--- Start ---
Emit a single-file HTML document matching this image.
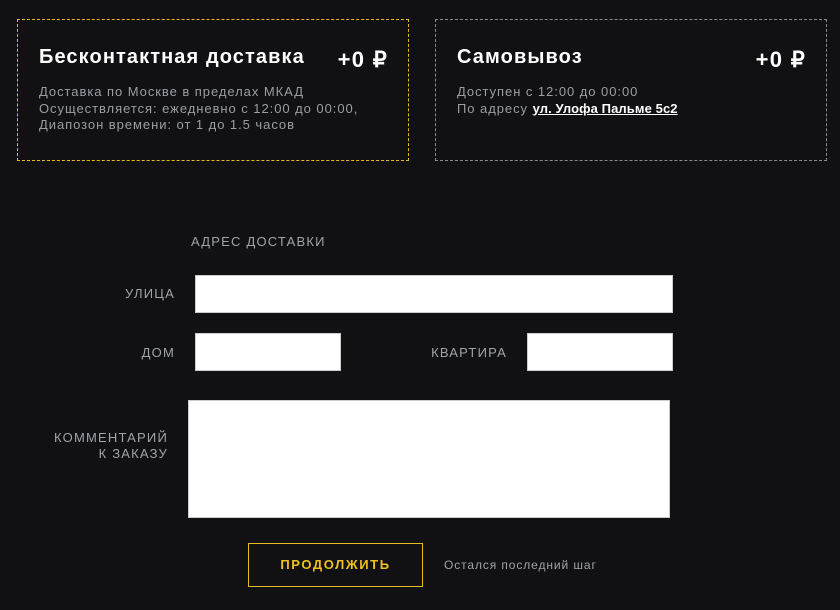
<!DOCTYPE html>
<html><head><meta charset="utf-8"><style>
body{margin:0;width:840px;height:610px;background:#111113;font-family:"Liberation Sans",sans-serif;position:relative;overflow:hidden;color:#fff}
.a{position:absolute}
.card{position:absolute;top:19px;width:392px;height:142px;border:1px dashed #8a8a8a;box-sizing:border-box}
.t{position:absolute;left:21px;top:26px;font-size:20px;font-weight:bold;letter-spacing:1.1px}
.p{position:absolute;right:20px;top:27px;font-size:22px;font-weight:bold;letter-spacing:1.3px}
.d{position:absolute;left:21px;top:64px;font-size:13px;line-height:16.5px;color:#9a9ea5;letter-spacing:0.95px}
.lbl{position:absolute;font-size:13px;color:#a0a4ab;letter-spacing:1.2px;text-align:right}
.in{position:absolute;background:#fff;border:1px solid #ccc;box-sizing:border-box}
</style></head><body>
<div class="card" style="left:17px;border-color:#e8b820">
<div class="t">Бесконтактная доставка</div><div class="p">+0 ₽</div>
<div class="d">Доставка по Москве в пределах МКАД<br>Осуществляется: ежедневно с 12:00 до 00:00,<br>Диапозон времени: от 1 до 1.5 часов</div>
</div>
<div class="card" style="left:435px">
<div class="t">Самовывоз</div><div class="p">+0 ₽</div>
<div class="d">Доступен с 12:00 до 00:00<br>По адресу <span style="color:#fff;text-decoration:underline;font-weight:bold;letter-spacing:0.1px">ул. Улофа Пальме 5с2</span></div>
</div>
<div class="lbl" style="left:191px;top:234px">АДРЕС ДОСТАВКИ</div>
<div class="lbl" style="left:90px;width:85px;top:286px">УЛИЦА</div>
<div class="in" style="left:195px;top:275px;width:478px;height:38px"></div>
<div class="lbl" style="left:90px;width:85px;top:345px">ДОМ</div>
<div class="in" style="left:195px;top:333px;width:146px;height:38px"></div>
<div class="lbl" style="left:390px;width:117px;top:345px">КВАРТИРА</div>
<div class="in" style="left:527px;top:333px;width:146px;height:38px"></div>
<div class="lbl" style="left:20px;width:148px;top:430px;line-height:16px">КОММЕНТАРИЙ<br>К ЗАКАЗУ</div>
<div class="in" style="left:188px;top:400px;width:482px;height:118px"></div>
<div class="a" style="left:248px;top:543px;width:175px;height:44px;border:1px solid #e8b820;box-sizing:border-box;color:#f0c020;font-weight:bold;font-size:13px;letter-spacing:1.6px;text-align:center;line-height:42px">ПРОДОЛЖИТЬ</div>
<div class="a" style="left:444px;top:558px;font-size:12px;color:#a0a4ab;letter-spacing:0.9px">Остался последний шаг</div>
</body></html>
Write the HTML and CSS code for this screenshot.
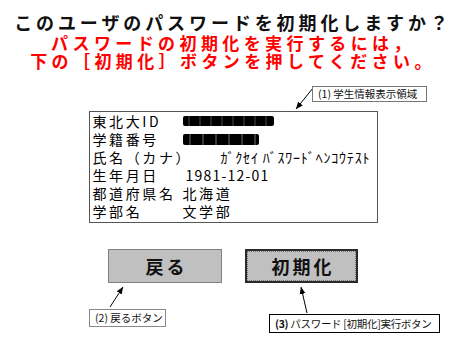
FILE: index.html
```html
<!DOCTYPE html>
<html lang="ja">
  <head>
    <meta charset="utf-8">
    <title>パスワード初期化確認</title>
    <link rel="stylesheet" href="styles.css">
  </head>
  <body>
    <div class="canvas">
      <main class="page">
        <h1 class="question">このユーザのパスワードを初期化しますか？</h1>
        <p class="notice">パスワードの初期化を実行するには，<br>下の［初期化］ボタンを押してください。</p>

        <div class="info">
          <div class="row"><span class="label">東北大ID</span><span class="mask mask1"></span></div>
          <div class="row"><span class="label">学籍番号</span><span class="mask mask2"></span></div>
          <div class="row"><span class="label wide">氏名（カナ）</span><span class="kana">ｶﾞｸｾｲ ﾊﾞｽﾜｰﾄﾞﾍﾝｺｳﾃｽﾄ</span></div>
          <div class="row"><span class="label">生年月日</span><span class="num">1981-12-01</span></div>
          <div class="row"><span class="label">都道府県名</span><span>北海道</span></div>
          <div class="row"><span class="label">学部名</span><span>文学部</span></div>
        </div>

        <div class="buttons">
          <button class="btn back">戻る</button>
          <button class="btn reset">初期化</button>
        </div>
      </main>

      <!-- annotations -->
      <svg class="arrows" width="475" height="354" viewBox="0 0 475 354">
        <defs>
          <marker id="head" markerWidth="8" markerHeight="8" refX="7" refY="4" orient="auto" markerUnits="userSpaceOnUse">
            <path d="M0,1 L7,4 L0,7 Z" fill="#000"/>
          </marker>
        </defs>
        <line x1="313" y1="88" x2="296" y2="109" stroke="#000" stroke-width="1" marker-end="url(#head)"/>
        <line x1="110" y1="307" x2="123" y2="287" stroke="#000" stroke-width="1" marker-end="url(#head)"/>
        <line x1="307" y1="313" x2="301" y2="287" stroke="#000" stroke-width="1" marker-end="url(#head)"/>
      </svg>
      <div class="note note1">(1) 学生情報表示領域</div>
      <div class="note note2">(2) 戻るボタン</div>
      <div class="note note3"><b>(3)</b> パスワード [初期化]実行ボタン</div>
    </div>
  </body>
</html>
```

FILE: styles.css
```css
body {
  margin: 0;
  background: #fff;
  font-family: "Noto Sans CJK JP", "Liberation Sans", sans-serif;
}
.canvas {
  position: relative;
  width: 475px;
  height: 354px;
  overflow: hidden;
}
.page {
  padding-right: 9px;
  padding-top: 11px;
}
.question {
  margin: 0;
  font-size: 18px;
  line-height: 22px;
  font-weight: bold;
  letter-spacing: 3.9px;
  text-align: center;
  color: #111;
}
.notice {
  margin: 1px 0 0;
  font-size: 17px;
  line-height: 18px;
  font-weight: bold;
  letter-spacing: 4.4px;
  text-align: center;
  color: #ff0000;
}
.info {
  width: 287px;
  margin: 41px auto 0;
  border: 1px solid #555;
  padding: 0 0 2px;
  font-size: 14px;
  color: #000;
}
.row {
  display: flex;
  align-items: center;
  height: 18px;
  line-height: 18px;
  padding-left: 3px;
  letter-spacing: 2.6px;
}
.label {
  width: 90px;
  flex: none;
}
.label.wide {
  width: 128px;
}
.kana {
  letter-spacing: 0.8px;
}
.num {
  letter-spacing: 1.2px;
  padding-left: 3px;
}
.mask {
  display: inline-block;
  height: 10px;
  border-radius: 2px;
  background: repeating-linear-gradient(90deg, #000 0 5px, #262626 5px 7px, #000 7px 11px);
  filter: blur(0.5px);
}
.mask1 {
  width: 91px;
}
.mask2 {
  width: 76px;
  height: 11px;
  background: repeating-linear-gradient(90deg, #000 0 6px, #3a3a3a 6px 8px, #000 8px 13px);
}
.buttons {
  display: flex;
  justify-content: center;
  gap: 23px;
  margin-top: 26px;
}
.btn {
  height: 34px;
  background: #c0c0c0;
  font-family: "Noto Sans CJK JP", sans-serif;
  font-size: 18px;
  font-weight: bold;
  letter-spacing: 3px;
  color: #111;
  padding: 0 0 0 3px;
}
.back {
  width: 114px;
  border: 1px solid #808080;
}
.reset {
  width: 113px;
  border: 2px solid #2a2a2a;
  outline: 1px dotted #777;
  outline-offset: -3px;
}
.arrows {
  position: absolute;
  left: 0;
  top: 0;
}
.note {
  position: absolute;
  box-sizing: border-box;
  background: #fff;
  font-size: 10.5px;
  line-height: 14px;
  color: #111;
  white-space: nowrap;
  padding: 0 0 0 5px;
}
.note b {
  font-weight: 600;
}
.note1 {
  left: 312px;
  top: 86px;
  width: 115px;
  height: 16px;
  border: 1px solid #777;
}
.note2 {
  left: 89px;
  top: 309px;
  width: 77px;
  height: 18px;
  border: 1px solid #888;
  padding-top: 1px;
}
.note3 {
  left: 269px;
  top: 314px;
  width: 171px;
  height: 19px;
  border: 1px solid #000;
  padding-top: 2px;
  letter-spacing: -0.3px;
}
```
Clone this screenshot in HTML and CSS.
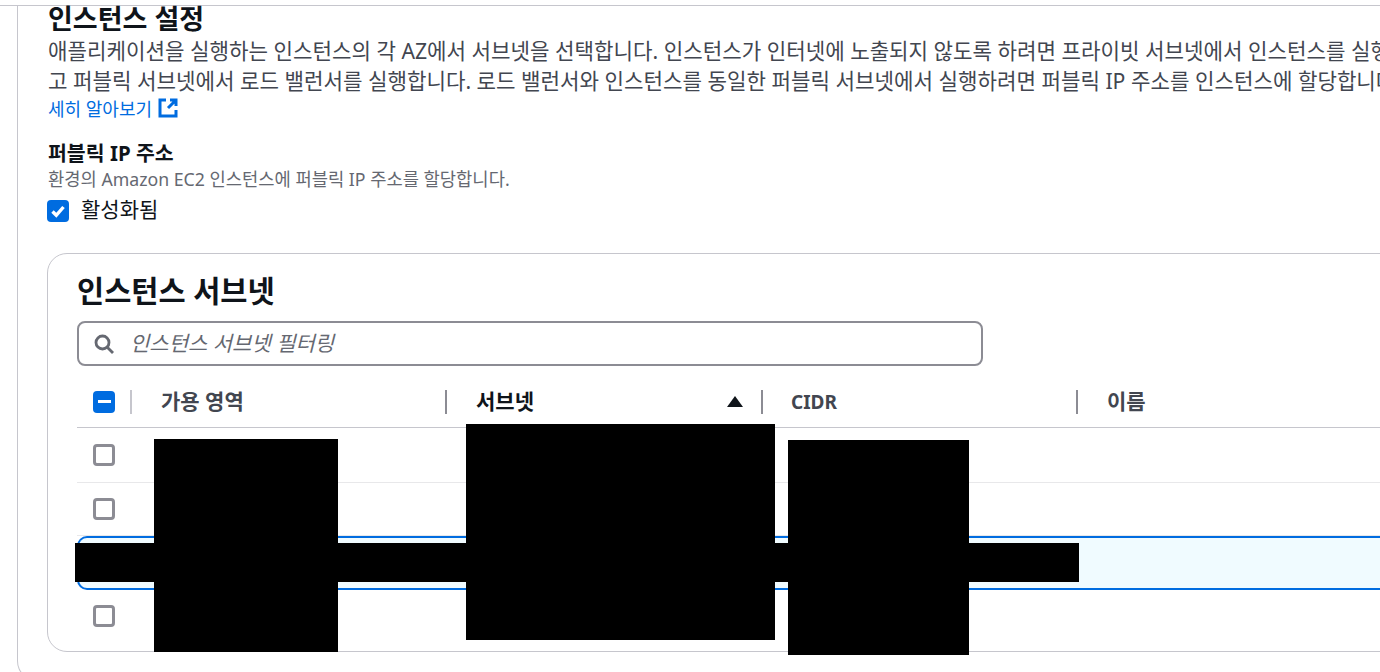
FILE: index.html
```html
<!DOCTYPE html>
<html lang="ko">
<head>
    <meta charset="UTF-8">
    <title>인스턴스 설정</title>
    <link rel="stylesheet" href="styles.css">
</head>
<body>
    <div class="top-line"></div>
    <div class="outer">
        <h2 class="title">인스턴스 설정</h2>
        <p class="desc">애플리케이션을 실행하는 인스턴스의 각 AZ에서 서브넷을 선택합니다. 인스턴스가 인터넷에 노출되지 않도록 하려면 프라이빗 서브넷에서 인스턴스를 실행하</p>
        <p class="desc">고 퍼블릭 서브넷에서 로드 밸런서를 실행합니다. 로드 밸런서와 인스턴스를 동일한 퍼블릭 서브넷에서 실행하려면 퍼블릭 IP 주소를 인스턴스에 할당합니다.</p>
        <a class="more" href="#">세히 알아보기
            <svg width="20" height="20" viewBox="0 0 20 20" fill="none" stroke="#006ce0" stroke-width="3">
                <path d="M8 2H2v16h16v-6"/>
                <path d="M12 2h6v6M18 2l-8 8"/>
            </svg>
        </a>

        <div class="field-label">퍼블릭 IP 주소</div>
        <div class="field-help">환경의 Amazon EC2 인스턴스에 퍼블릭 IP 주소를 할당합니다.</div>
        <label class="check-row">
            <span class="box checked">
                <svg width="22" height="22" viewBox="0 0 22 22" fill="none" stroke="#fff" stroke-width="3.4"><path d="M5.5 11.5l3.8 3.8L16.5 7"/></svg>
            </span>
            활성화됨
        </label>

        <div class="panel">
            <h3 class="panel-title">인스턴스 서브넷</h3>
            <div class="search">
                <svg width="22" height="22" viewBox="0 0 22 22" fill="none" stroke="#656871" stroke-width="2.8"><circle cx="9.5" cy="9.5" r="6.5"/><path d="M14 14l6 6"/></svg>
                <span>인스턴스 서브넷 필터링</span>
            </div>

            <div class="row head">
                <div class="cell-check"><span class="box checked"><i class="dash"></i></span></div>
                <div class="cell first">가용 영역</div>
                <div class="cell sorted">서브넷 <span class="sort"></span></div>
                <div class="cell latin">CIDR</div>
                <div class="cell">이름</div>
            </div>
            <div class="row tall"><div class="cell-check"><span class="box"></span></div></div>
            <div class="row short"><div class="cell-check"><span class="box"></span></div></div>
            <div class="row selected"></div>
            <div class="row last"><div class="cell-check"><span class="box"></span></div></div>
        </div>
    </div>

    <!-- 가려진 영역 -->
    <div class="mask m1"></div>
    <div class="mask m2"></div>
    <div class="mask m3"></div>
    <div class="mask m4"></div>
</body>
</html>
```

FILE: styles.css
```css
* {
    margin: 0;
    padding: 0;
    box-sizing: border-box;
}

html, body {
    height: 672px;
    overflow: hidden;
}

body {
    position: relative;
    background: #fff;
    color: #0f141a;
    font-family: "Noto Sans", "Noto Sans CJK KR", sans-serif;
}

.top-line {
    height: 6px;
    border-bottom: 1px solid #c6c6cd;
}

.outer {
    margin-left: 17px;
    width: 1500px;
    height: 675px;
    padding-left: 30px;
    border-left: 1px solid #c6c6cd;
    border-bottom: 1px solid #c6c6cd;
    border-bottom-left-radius: 20px;
}

.title {
    font-size: 27px;
    font-weight: 700;
    line-height: 26px;
    margin-bottom: 4px;
}

.desc {
    font-size: 21.2px;
    line-height: 30px;
    white-space: nowrap;
    color: #424650;
}

.more {
    display: flex;
    align-items: center;
    gap: 6px;
    height: 28px;
    margin-top: -2px;
    font-size: 18px;
    color: #006ce0;
    text-decoration: none;
}

.field-label {
    margin-top: 18px;
    font-size: 20.5px;
    font-weight: 700;
    line-height: 26px;
}

.field-help {
    font-size: 17.7px;
    line-height: 27px;
    color: #656871;
}

.check-row {
    display: flex;
    align-items: center;
    gap: 12px;
    height: 30px;
    font-size: 21px;
}

.check-row .box {
    margin-left: -1px;
    margin-top: 6px;
}

.box {
    display: inline-flex;
    align-items: center;
    justify-content: center;
    flex: none;
    width: 22px;
    height: 22px;
    border: 3px solid #8c8c94;
    border-radius: 4px;
    background: #fff;
}

.box.checked {
    border: 0;
    background: #006ce0;
}

.dash {
    width: 13px;
    height: 3px;
    background: #fff;
}

.panel {
    margin-top: 30px;
    margin-left: -1px;
    width: 1450px;
    height: 399px;
    padding: 0 29px;
    border: 1px solid #c6c6cd;
    border-radius: 20px;
}

.panel-title {
    font-size: 29.5px;
    font-weight: 700;
    line-height: 34px;
    margin-top: 20px;
}

.search {
    display: flex;
    align-items: center;
    gap: 15px;
    width: 906px;
    height: 45px;
    margin-top: 13px;
    padding-left: 14px;
    border: 2px solid #8c8c94;
    border-radius: 8px;
    font-size: 21px;
    font-style: italic;
    color: #656871;
}

.search span {
    margin-bottom: 4px;
}

.row {
    display: grid;
    grid-template-columns: 53px 315px 316px 315px 1fr;
    align-items: center;
    height: 54px;
    border-bottom: 1px solid #e8e8ea;
}

.row.head {
    height: 62px;
    padding-top: 10px;
    border-bottom-color: #c6c6cd;
}

.row.tall {
    height: 55px;
}

.row.short {
    height: 53px;
}

.row.selected {
    height: 54px;
    border: 2px solid #006ce0;
    border-right: 0;
    border-radius: 10px 0 0 10px;
    background: #f0fbff;
}

.row.last {
    height: 52px;
    border-bottom: 0;
}

.cell-check {
    padding-left: 16px;
    display: flex;
    align-items: center;
}

.cell {
    display: flex;
    align-items: center;
    height: 24px;
    padding-left: 29px;
    padding-right: 18px;
    padding-bottom: 4px;
    border-left: 2px solid #8c8c94;
    font-size: 21px;
    font-weight: 700;
    color: #424650;
}

.cell.first {
    border-left-color: #c6c6cd;
}

.cell.sorted {
    justify-content: space-between;
    color: #0f141a;
}

.cell.latin {
    padding-left: 28px;
    padding-bottom: 0;
    font-size: 19px;
}

.sort {
    width: 0;
    height: 0;
    margin-top: 4px;
    border-left: 8px solid transparent;
    border-right: 8px solid transparent;
    border-bottom: 11px solid #0f141a;
}

.mask {
    position: absolute;
    background: #000;
}

.m1 { left: 154px; top: 439px; width: 184px; height: 213px; }
.m2 { left: 466px; top: 424px; width: 309px; height: 216px; }
.m3 { left: 788px; top: 440px; width: 181px; height: 215px; }
.m4 { left: 75px; top: 543px; width: 1004px; height: 39px; }
```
--- End ---
◆ GIVEN REQUEST ◆
In the records above, how many lines include "this"? Give that number and nothing more.

◆ THE OUTPUT ◆
3